You elected a man who was once quite close friends with the woman you sought to defeat, yet don't question his change in stance?
 
You elected a man who is currently standing trial for fraud, and you think he's capable of leading our nation with honesty?
 
But yet I'm espousing hate by pointing all of this out?
 
I have no doubt that Americans, like the English in the wake of Brexit, while have a somber, sobering moment of realization in which they ask themselves "what in God's name have we done?"
 
Was the desire for change really worth it?
 
There are those that did vote for Trump solely because of their racism and misogyny. If you can't accept and acknowledge that, then your eyes aren't truly open. Do all of those that voted hold those same ideals? No, I'm sure they do not. But how can you support someone who does?
 
That is a question the answer to which I will never understand.
 
What makes all of this even worse for me is that fact that you didn't actually elect him.
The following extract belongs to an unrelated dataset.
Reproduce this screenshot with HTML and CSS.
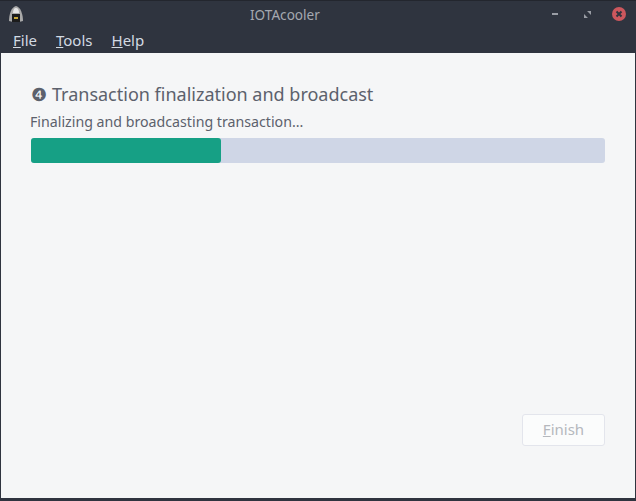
FILE: index.html
```html
<!DOCTYPE html>
<html lang="en">
<head>
    <meta charset="UTF-8">
    <title>IOTAcooler</title>
    <link rel="stylesheet" href="styles.css">
</head>
<body>

<div class="window">
    <div class="titlebar">
        <svg class="app-icon" width="16" height="18" viewBox="0 0 16 18">
            <path d="M1 16 C1 10 3 2 8 1 C13 2 15 10 15 16 L11 17 L5 17 Z" fill="#a9a9a9"/>
            <path d="M5 8 C5 5 6 3 8 3 C10 3 11 5 11 8 Z" fill="#e6e6e6"/>
            <rect x="4" y="9" width="8" height="8" fill="#1c1c1c"/>
            <rect x="6" y="12" width="4" height="2" fill="#c9a93a"/>
        </svg>
        <div class="title">IOTAcooler</div>
        <div class="controls">
            <span class="ctl-min"></span>
            <svg class="ctl-max" width="7" height="7" viewBox="0 0 8 8">
                <path d="M0 8 L0 3.5 L4.5 8 Z M8 0 L8 4.5 L3.5 0 Z" fill="#9a9da5"/>
            </svg>
            <svg class="ctl-close" width="14" height="14" viewBox="0 0 14 14">
                <circle cx="7" cy="7" r="7" fill="#cc575d"/>
                <path d="M4.5 4.5 L9.5 9.5 M9.5 4.5 L4.5 9.5" stroke="#2f343f" stroke-width="2"/>
            </svg>
        </div>
    </div>

    <div class="menubar">
        <span class="menu-item"><u>F</u>ile</span>
        <span class="menu-item"><u>T</u>ools</span>
        <span class="menu-item"><u>H</u>elp</span>
    </div>

    <div class="content">
        <h2 class="step-title"><span class="step-num">❹</span>Transaction finalization and broadcast</h2>
        <p class="status">Finalizing and broadcasting transaction...</p>
        <div class="progress">
            <div class="progress-bar" style="width: 33.1%"></div>
        </div>
        <div class="actions">
            <button class="finish" disabled><u>F</u>inish</button>
        </div>
    </div>
</div>

</body>
</html>
```

FILE: styles.css
```css
html, body {
    margin: 0;
    padding: 0;
    height: 100%;
}

body {
    font-family: "Noto Sans", sans-serif;
    background-color: #2f343f;
    overflow: hidden;
}

.window {
    box-sizing: border-box;
    width: 636px;
    height: 501px;
    display: flex;
    flex-direction: column;
    padding: 0 1px 3px 1px;
    background-color: #2f343f;
    border-top: 1px solid #23262e;
}

.titlebar {
    height: 27px;
    display: flex;
    align-items: center;
    padding: 0 9px 1px 7px;
    box-sizing: border-box;
    color: #a5a8b0;
    font-size: 13.6px;
}

.title {
    margin-left: 226px;
}

.controls {
    margin-left: auto;
    display: flex;
    align-items: center;
    gap: 26px;
}

.ctl-max {
    margin-right: -5px;
}

.ctl-min {
    width: 6px;
    height: 2px;
    background-color: #9a9da5;
}

.menubar {
    height: 25px;
    box-sizing: border-box;
    display: flex;
    align-items: center;
    gap: 19px;
    padding: 0 0 2px 12px;
    color: #d3dae3;
    font-size: 15px;
}

.content {
    flex: 1;
    display: flex;
    flex-direction: column;
    padding: 29px 30px 52px 30px;
    background-color: #f5f6f7;
    color: #5c616c;
}

.step-title {
    display: flex;
    align-items: center;
    gap: 5px;
    margin: 0;
    font-size: 18px;
    font-weight: normal;
    line-height: 25px;
}

.step-num {
    font-size: 18px;
}

.status {
    margin: 5px -1px 0 -1px;
    font-size: 14.2px;
    line-height: 20px;
}

.progress {
    height: 25px;
    margin-top: 6px;
    background-color: #cfd6e6;
    border-radius: 3px;
}

.progress-bar {
    height: 100%;
    background-color: #16a085;
    border-radius: 3px;
}

.actions {
    margin-top: auto;
    display: flex;
    justify-content: flex-end;
}

.finish {
    width: 83px;
    height: 32px;
    padding: 0 0 2px 0;
    font-family: inherit;
    font-size: 15px;
    color: #b5b8bd;
    background-color: #fbfcfc;
    border: 1px solid #e3e5ec;
    border-radius: 3px;
}
```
According to Fox News, of all sources, Clinton is leading and will ultimately win the popular vote. Thus, the majority of Americans did not choose this; Trump's ascension to power will be the result of the Electoral College System. Thus, for the second time in my adult, voting lifetime, America will have elected one person for president by popular vote but another will take the oath of office. I'll leave the debate over the utility of the Electoral College for another day, but the fact remains….
 
Was Hillary Clinton the answer? Perhaps not. Would be better off if she were president? Maybe, maybe not. But… oh, the but….
 
I am a Catholic. A Christian. And I cannot fathom the notion that people think God had a hand in this election. That God would favor this repugnant individual. Sorry, no. This man is an affront to my Christian beliefs. Love thy neighbor? Of course… so long as that neighbor isn't a woman, gay, black, Latino, or Muslim. Thou shalt not commit adultery… or commit it twice, whichever. Again I could go on, but to what end? I'm not going to sway anyone with this. It's too late for that.
 
So why am I writing this? Because I know so many that feel as I do, yet won't say it out loud. I'm not afraid of repercussion. I'm not trying to change anyone's mind. I'm telling the word what I feel. I'm trying to be a voice for those afraid or incapable of putting into words their feelings. Because I need to. Because I can.
 
I am heartbroken. I am devastated. I am fearful. And yet I'm asked in the immediate wake of this election to bond together with those that elected this man.
 
Sorry, I can't yet. Not yet. So don't ask me to. Not right now.
 
I find a great deal of irony in the fact that I'm being asked to now unite with those who voted against nearly everything I stand for. Where was the unity then? Where was the love for all our fellow Americans then?
 
Yet I am spewing hate. I'm being divisive.  
 
To quote our President-Elect…
 
Wrong.
 
I don't know what to do. I don't know how to heal the wounds this election inflicted on my country. I don't know how to move on from this. Right now I'm incapable of moving on from this. Yet I have to. We all have to. But for those of us that this election will affect deeply, we cannot be asked to simply shrug it off and do so immediately.
 
That's not how grief works.
 
I know that I will have to lead by example. I know that I have to fight against oppression, and bigotry and hate. I know that I have to move on from this, and continue to be true to myself and to those I care about. 
 
I need to find a way, but right now, I can't. Not yet. I'll try. I have to try. We all need to try. We need to find a way to heal from this. It's going to take time. I hope for all of our sakes that Trump doesn't follow through on his promises. I hope for all of our sakes that Congress will reign in his rhetoric and not allow hatred and bigotry to guide our governance. I hope for all of our sakes the healing takes less time that I envision, because if it doesn't, we, all of us, including you who voted for Trump, are going to very quickly experience what could be the devastating effects of this election.
 
I'm done. I'm exhausted. I've said all I can say. Agree or disagree. It's your right.